Avec le recul, le co-fondateur d’Hexavest estime toutefois que la firme aurait dû diversifier ses stratégies. « On a décidé de conserver notre positionnement très niché. Notre approche était trop défensive », constate-t-il.

Cependant, ajoute-t-il, la valeur reviendra en force.

« Le style croissance est actuellement beaucoup plus cher que le reste. L’élastique est étiré au maximum ! Les portefeuilles des investisseurs comportent sensiblement plus de risque que ce que ces investisseurs sont prêts à tolérer. Et la prochaine correction fera bouger les choses. En ce qui nous concerne, nous allons œuvrer à redresser la performance de nos stratégies. Et nous reprendrons notre place parmi les meilleurs », affirme Vital Proulx.

De nouveaux Hexavest ?

Serait-il possible, aujourd’hui, de développer de nouvelles firmes de gestion d’actifs comme le firent Vital Proulx et ses amis au début des années 2000 ?

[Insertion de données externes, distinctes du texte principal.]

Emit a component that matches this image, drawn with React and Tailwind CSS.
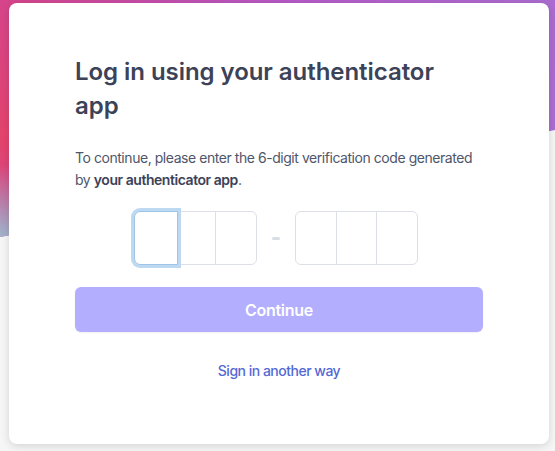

« Ce serait nettement plus difficile car les coûts d’opération sont aujourd’hui beaucoup plus élevés. À l’époque par exemple, j’étais moi-même responsable de la conformité. En 2021, ce serait chose impossible ! Autre exemple, les abonnements aux bases de données spécialisées sont devenus très coûteux », explique Vital Proulx.

La Caisse de dépôt et les autres investisseurs institutionnels du Québec pourraient-ils offrir davantage d’appuis envers les gestionnaires en émergence ?

Telle n’est pas l’optique préconisée par le co-fondateur d’Hexavest. « Environ 90 % de l’actif de la Caisse est géré à l’interne. La Caisse contribue ainsi à maintenir un milieu dynamique de gestionnaires de portefeuilles, ici même à Montréal. On ne peut pas les blâmer pour ce choix », dit-il.

Vital Proulx en est convaincu : le Centre financier de Montréal et le PGEQ (Programme des gestionnaires en émergence du Québec) « ont les outils nécessaires pour favoriser le développement des gestionnaires d’actifs de demain ».